Well, they are incredibly useful, in certain situations.
In the .NET CLR, for example:
- are not guaranteed to run
The finalizer will always, eventually, run, if the program isn't killed. It's just not deterministic as to when it will run.
- if they do run, they may run an arbitrary amount of time after the object in question becomes a candidate for finalization
This is true, however, they still run.
In .NET, this is very, very useful. It's quite common in .NET to wrap native, non-.NET resources into a .NET class. By implementing a finalizer, you can guarantee that the native resources are cleaned up correctly. Without this, the user would be forced to call a method to perform the cleanup, which dramatically reduces the effectiveness of the garbage collector.
It's not always easy to know exactly when to release your (native) resources- by implementing a finalizer, you can guarantee that they will get cleaned up correctly, even if your class is used in a less-than-perfect manner.
- and (at least in java), they incur an amazingly huge performance hit to even stick on a class
Again, the .NET CLR's GC has an advantage here. If you implement the proper interface (IDisposable
), AND if the developer implements it correctly, you can prevent the expensive portion of finalization from occuring.

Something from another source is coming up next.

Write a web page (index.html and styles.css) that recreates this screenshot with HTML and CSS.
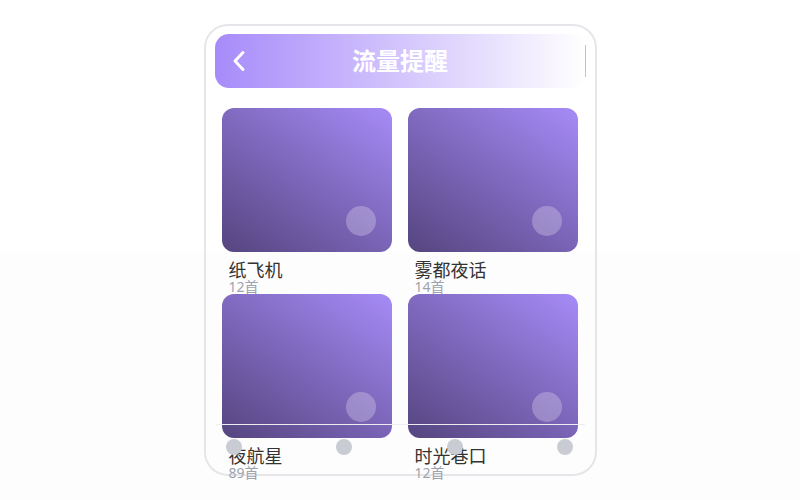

The way this is done is that the user-defined method to do the cleanup can call GC.SuppressFinalize, which bypasses the finalizer.
This gives you the best of both worlds - you can implement a finalizer, and IDisposable. If your user disposes of your object correctly, the finalizer has no impact. If they don't, the finalizer (eventually) runs and cleans up your unmanaged resources, but you run into a (small) performance loss as it runs.